Menteri Pendidikan Dasar dan Menengah, Abdul Mu’ti, memimpin diskusi guna mengevaluasi Permendikbudristek Nomor 46 Tahun 2023 tentang Pencegahan dan Penanganan Kekerasan di Lingkungan Satuan Pendidikan.
Evaluasi ini dilakukan sebagai langkah awal penyempurnaan regulasi untuk menciptakan budaya sekolah yang lebih aman dan nyaman.
Mu’ti menegaskan urgensi penanganan kekerasan di sekolah, terutama menyusul meningkatnya kasus bullying dan kekerasan digital.
“Kekerasan dalam berbagai bentuk di berbagai tempat memang angkanya sangat tinggi. Termasuk juga ragam kekerasan yang sangat bervariasi,” ujar Mu’ti di Hotel Borobudur, Jakarta, Rabu (19/11).
Menurutnya, banyak aksi kekerasan bermula dari tantangan di media sosial sebelum berujung ke dunia nyata.
“Yang dampak dari kekerasan di dunia maya, dunia digital itu kemudian juga diikuti dengan kekerasan yang ada di dunia nyata. Jadi banyak proses tantang-menantang itu dimulai dari medsos, kemudian aksinya dilakukan di tempat yang disepakati oleh mereka,” kata Mu’ti.

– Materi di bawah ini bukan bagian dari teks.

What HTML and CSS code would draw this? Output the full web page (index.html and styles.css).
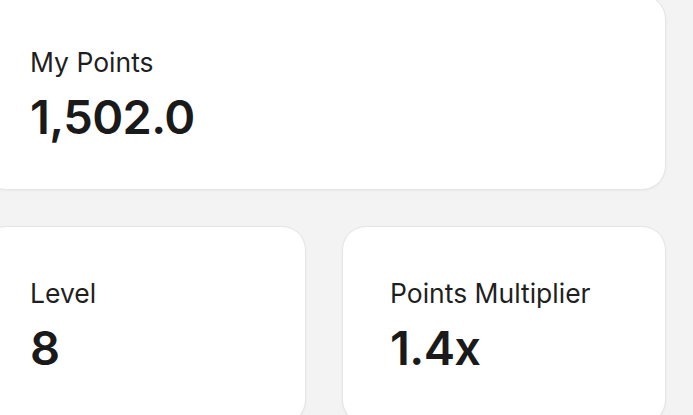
FILE: index.html
```html
<!DOCTYPE html>
<html lang="en">
<head>
<meta charset="utf-8">
<title>Points</title>
<link rel="stylesheet" href="styles.css">
</head>
<body>
<main class="stats">
  <section class="card card--wide">
    <div class="card__label">My Points</div>
    <div class="card__value">1,502.0</div>
  </section>
  <section class="card">
    <div class="card__label">Level</div>
    <div class="card__value">8</div>
  </section>
  <section class="card">
    <div class="card__label">Points Multiplier</div>
    <div class="card__value">1.4x</div>
  </section>
</main>
</body>
</html>
```
FILE: styles.css
```css
html, body {
  margin: 0;
  padding: 0;
  background: #f3f3f3;
  font-family: Inter, "Noto Sans", sans-serif;
  color: #1b1b1b;
  overflow: hidden;
}

.stats {
  display: grid;
  grid-template-columns: 324px 324px;
  gap: 36px;
  margin-left: -18px;
  margin-top: -5px;
}

.card {
  background: #ffffff;
  border: 1px solid #e4e4e4;
  border-radius: 24px;
  padding: 48px 47px 48px 47px;
  box-shadow: 0 1px 3px rgba(0, 0, 0, 0.04);
  height: 198px;
  box-sizing: border-box;
}

.card--wide {
  grid-column: 1 / 3;
  height: auto;
  padding-bottom: 49px;
}

.card__label {
  font-size: 26.5px;
  line-height: 36px;
  font-weight: 400;
  color: #1f1f1f;
}

.card__value {
  font-size: 47px;
  line-height: 47px;
  font-weight: 600;
  margin-top: 13px;
  color: #1a1a1a;
  letter-spacing: -0.6px;
}
```
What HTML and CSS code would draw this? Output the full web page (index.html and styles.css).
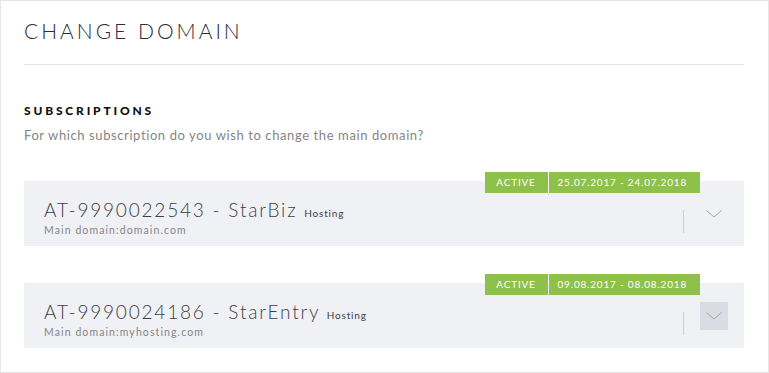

“Kemudian memang agak mengemuka akhir-akhir ini adalah kekerasan yang mungkin kebetulan saja kejadiannya berturut-turut yang menelan korban. Tapi dugaan saya kalau kita mau mencoba melihat lebih jauh lagi, saya kira angkanya lebih banyak,” lanjutnya.
Mu’ti menekankan perlunya kolaborasi menyeluruh untuk menangani persoalan ini. “Kami memandang ini sebagai persoalan yang harus segera kita selesaikan bersama-sama karena ini menyangkut masa depan bangsa,” tegasnya.
Ia pun mengingatkan bahwa lebih dari 81 juta penduduk Indonesia saat ini berada pada usia sekolah yang nantinya menjadi wajah Indonesia 2045.
Terkait regulasi yang berlaku saat ini, Mu’ti menyebut implementasi Permendikbudristek Nomor 46 Tahun 2023 masih belum maksimal.

“Semangatnya sangat bagus, tetapi pelaksanaannya belum maksimal. Mungkin karena baru 2 tahun ya, 2023. Tetapi dari materinya saya melihat memang terlalu struktural dan birocratic-heavy,” ujar Mu’ti.
“Terlalu struktural dan sangat menekankan unsur birokrasinya, yang karena sangat struktural dan birokratis itu kemudian pelaksanaannya belum maksimal. Koordinasi antar pihak terkait juga belum terjalin dengan baik,” sambung dia.
Karena itu, Kemendikdasmen berencana menyempurnakan aturan tersebut dengan pendekatan yang lebih humanis, komprehensif, dan partisipatif.
“Kita perlu menerbitkan Peraturan Menteri Pendidikan Dasar dan Menengah untuk membangun budaya sekolah yang aman dan nyaman,” kata Mu’ti.

Ia menegaskan bahwa kebijakan ini tidak boleh berhenti sebatas aturan, tetapi harus menjadi gerakan bersama.
“Upaya kita mewujudkan budaya itu harus ditekankan menjadi sebuah gerakan, bukan sekadar kebijakan,” tuturnya.
Pihaknya menargetkan aturan baru tersebut dapat diterapkan pada semester kedua tahun ajaran 2025/2026.
“Permendikdasmen tentang mewujudkan budaya sekolah aman dan nyaman ini dapat segera terwujud, dan kami merencanakan pada tahun 2026 memasuki semester 2 tahun pelajaran 2025/2026 itu, Permendikdasmen ini sudah berlaku,” pungkasnya.